Uma observação interessante: na noite de 22 de novembro de 1954, quando o Clube foi fundado, apenas Farias de Carvalho e Luiz Bacellar representavam os poetas, a literatura de invenção, propriamente – os demais participantes eram de outras áreas do conhecimento, como os professores Saul Benchimol, Teodoro Botinelly e Francisco Batista, que viriam tornar-se notáveis economistas. O Clube da Madrugada representa um marco na história da cultura de Manaus: há um antes e um depois do Clube do Madrugada. Notem que eu falei “história da cultura” e não da literatura – pois além da poesia e da ficção, havia representantes das artes plásticas, como Moacir Andrade, mas também ensaístas cujo espectro de abordagem ia desde a própria literatura até os estudos sociais, políticos, econômicos e antropológicos. Devo ressaltar, como exemplo do que quero dizer, o nome do professor Jefferson Peres, ex-senador da república, um dos mais destacados parlamentares da virada do século, também membro do Clube da Madrugada. 

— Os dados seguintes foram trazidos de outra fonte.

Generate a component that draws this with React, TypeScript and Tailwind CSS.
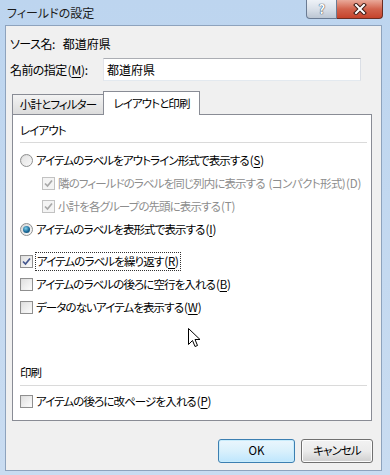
import React from "react";

const FONT = "font-['Meiryo_UI','Noto_Sans_CJK_JP',sans-serif] [font-feature-settings:'palt']";

function CheckBox({ checked, disabled }: { checked?: boolean; disabled?: boolean }) {
    return (
        <span
            className={`w-[13px] h-[13px] shrink-0 flex items-center justify-center border ${
                disabled ? "border-[#c2c2c2] bg-[#f4f4f4]" : "border-[#8f8f8f] bg-gradient-to-br from-[#dcdcdc] to-[#fbfbfb]"
            }`}
        >
            <span className={`w-[9px] h-[9px] flex items-center justify-center ${disabled ? "" : "bg-gradient-to-br from-[#e2e2e2] to-[#fafafa]"}`}>
                {checked && (
                    <svg width="11" height="11" viewBox="0 0 11 11" className="-m-[1px]">
                        <path
                            d="M2 5.5 L4.5 8 L9 2.5"
                            fill="none"
                            stroke={disabled ? "#a8a8a8" : "#44578e"}
                            strokeWidth="1.7"
                        />
                    </svg>
                )}
            </span>
        </span>
    );
}

function Radio({ checked }: { checked?: boolean }) {
    return (
        <span className="w-[13px] h-[13px] shrink-0 rounded-full border border-[#8e8f8f] bg-gradient-to-br from-[#d6d6d6] to-[#fcfcfc] flex items-center justify-center">
            {checked ? (
                <span className="w-[7px] h-[7px] rounded-full bg-[radial-gradient(circle_at_40%_35%,#7fd0ec,#1a6a99_55%,#14405e)]" />
            ) : (
                <span className="w-[9px] h-[9px] rounded-full bg-gradient-to-br from-[#e4e4e4] to-[#f6f6f6]" />
            )}
        </span>
    );
}

// access key suffix like "(S)" with normal letter spacing
function Key({ k, plain }: { k: string; plain?: boolean }) {
    return (
        <span className="tracking-[-0.2px] ml-[1px]">
            ({plain ? k : <span className="underline underline-offset-2">{k}</span>})
        </span>
    );
}

function Row({ children, indent }: { children: React.ReactNode; indent?: boolean }) {
    return <div className={`h-[23px] flex items-center gap-[3px] whitespace-nowrap ${indent ? "pl-[22px]" : ""}`}>{children}</div>;
}

export default function App() {
    return (
        <div className={`w-[390px] h-[475px] flex flex-col bg-gradient-to-b from-[#bdd5ef] to-[#c9dcf1] text-[11.5px] tracking-[-0.9px] text-black ${FONT}`}>
            {/* title bar */}
            <div className="h-[25px] flex items-start justify-between shrink-0">
                <span className="pl-[7px] pt-[4px] text-[12px] tracking-normal text-[#1b1b1b]">フィールドの設定</span>
                <div className="flex mr-[7px]">
                    <div className="w-[31px] h-[19px] rounded-bl-[4px] border border-t-0 border-[#6a7b93] bg-gradient-to-b from-[#eef2f7] via-[#d9e0e9] to-[#bcc6d3] flex items-center justify-center">
                        <span className="text-[13px] font-bold text-white [text-shadow:0_0_1px_#27384f,0_0_1px_#27384f]">?</span>
                    </div>
                    <div className="w-[46px] h-[19px] rounded-br-[4px] border border-l-0 border-t-0 border-[#6b2d22] bg-gradient-to-b from-[#e9a99a] via-[#d2634d] to-[#c5432b] flex items-center justify-center">
                        <svg width="14" height="12" viewBox="0 0 14 12">
                            <path d="M3 2 L11 10 M11 2 L3 10" stroke="#3d1a14" strokeWidth="4" strokeLinecap="square" />
                            <path d="M3 2 L11 10 M11 2 L3 10" stroke="#ffffff" strokeWidth="2" strokeLinecap="square" />
                        </svg>
                    </div>
                </div>
            </div>

            {/* client */}
            <div className="flex-1 ml-[5px] mr-[8px] mb-[4px] bg-[#f0f0f0] border border-[#8ea3bd] flex flex-col">
                <div className="pt-[9px] h-[26px] leading-[17px] flex pl-[4px] text-[12px] tracking-[-0.5px]">
                    <span>ソース名:</span>
                    <span className="ml-[8px] tracking-normal">都道府県</span>
                </div>
                <div className="mt-[6px] flex items-center pl-[4px]">
                    <span className="w-[93px] text-[12px] tracking-[-0.6px]">
                        名前の指定<Key k="M" />:
                    </span>
                    <div className="w-[258px] h-[23px] border border-[#abadb3] border-l-[#e2e3ea] border-b-[#e3e9ef] border-r-[#dbdfe6] bg-white flex items-center pl-[3px] text-[12px] tracking-normal">
                        都道府県
                    </div>
                </div>

                {/* tabs */}
                <div className="mt-[10px] ml-[6px] mr-[9px] flex items-end h-[23px]">
                    <div className="w-[91px] h-[20px] border border-b-0 border-[#898c95] border-r-0 bg-gradient-to-b from-[#f3f3f3] to-[#dcdcdc] flex items-center justify-center pt-[1px]">
                        小計とフィルター
                    </div>
                    <div className="w-[97px] h-[24px] -mb-[1px] relative z-10 border border-b-0 border-[#898c95] bg-white flex items-center justify-center">
                        レイアウトと印刷
                    </div>
                </div>
                <div className="ml-[6px] mr-[9px] h-[307px] border border-[#898c95] bg-white pl-[7px] pr-[4px] pt-[8px] flex flex-col relative">
                    <div className="h-[16px] flex items-center">レイアウト</div>
                    <div className="mt-[3px] h-px bg-[#dadada]" />
                    <div className="mt-[6px] flex flex-col">
                        <Row>
                            <Radio />
                            <span>
                                アイテムのラベルをアウトライン形式で表示する<Key k="S" />
                            </span>
                        </Row>
                        <Row indent>
                            <CheckBox checked disabled />
                            <span className="text-[#8d8d8d]">
                                隣のフィールドのラベルを同じ列内に表示する
                                <span className="ml-[4px] tracking-[-0.6px]">(コンパクト形式)</span>
                                <Key k="D" plain />
                            </span>
                        </Row>
                        <Row indent>
                            <CheckBox checked disabled />
                            <span className="text-[#8d8d8d]">
                                小計を各グループの先頭に表示する<Key k="T" plain />
                            </span>
                        </Row>
                        <Row>
                            <Radio checked />
                            <span>
                                アイテムのラベルを表形式で表示する<Key k="I" />
                            </span>
                        </Row>
                    </div>
                    <div className="mt-[9px] flex flex-col">
                        <Row>
                            <CheckBox checked />
                            <span className="outline-1 outline-dotted outline-[#333] px-[1px] leading-[17px]">
                                アイテムのラベルを繰り返す<Key k="R" />
                            </span>
                        </Row>
                        <Row>
                            <CheckBox />
                            <span>
                                アイテムのラベルの後ろに空行を入れる<Key k="B" />
                            </span>
                        </Row>
                        <Row>
                            <CheckBox />
                            <span>
                                データのないアイテムを表示する<Key k="W" />
                            </span>
                        </Row>
                    </div>
                    <div className="mt-[46px] h-[16px] flex items-center">印刷</div>
                    <div className="mt-[4px] h-px bg-[#dadada]" />
                    <div className="mt-[4px]">
                        <Row>
                            <CheckBox />
                            <span>
                                アイテムの後ろに改ページを入れる<Key k="P" />
                            </span>
                        </Row>
                    </div>

                    {/* mouse pointer */}
                    <svg className="absolute left-[175px] top-[213px]" width="13" height="21" viewBox="0 0 13 21">
                        <path
                            d="M0.5 0.5 L0.5 16.5 L4.5 12.5 L7 18.5 L9.5 17.5 L7 11.5 L12 11.5 Z"
                            fill="#ffffff"
                            stroke="#000000"
                            strokeWidth="1"
                            strokeLinejoin="miter"
                        />
                    </svg>
                </div>

                {/* buttons */}
                <div className="mt-[18px] flex justify-end gap-[6px] pr-[8px]">
                    <button className="w-[77px] h-[24px] rounded-[3px] border border-[#3c7fb1] bg-gradient-to-b from-[#eaf6fd] via-[#d9f0fc] to-[#bee6fd] shadow-[inset_0_0_0_1px_#c8ecfc] tracking-normal">
                        OK
                    </button>
                    <button className="w-[72px] h-[24px] rounded-[3px] border border-[#707070] bg-gradient-to-b from-[#f2f2f2] via-[#ebebeb] to-[#cfcfcf] shadow-[inset_0_0_0_1px_#fcfcfc]">
                        キャンセル
                    </button>
                </div>
            </div>
        </div>
    );
}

O papel de Antísthenes Pinto dentro do Clube se consolida com o passar do tempo, quando seu nome se torna referência na poesia, na prosa de ficção e na crônica. Ele se identifica de tal forma com o Clube que se considera o próprio – muitas vezes o ouvi dizendo, quase sempre irritado, “enquanto eu estiver vivo o Clube da Madrugada não morrerá”.  Antísthenes foi presidente do Clube em várias ocasiões e numa delas conduziu à presidência seu filho Wagner Pinto, garantindo a continuidade do Clube.



[1] Para maior aprofundamento, consultar SARMENTO, Octávio. A Uiara & outros poemas. Organização e notas: Zemaria Pinto. Manaus: AAL/Valer: 2007.

[2] Para mais informações, consultar PINTO, Zemaria. Lira da madrugada. Manaus: Coreli e Jiquitaia, 2014.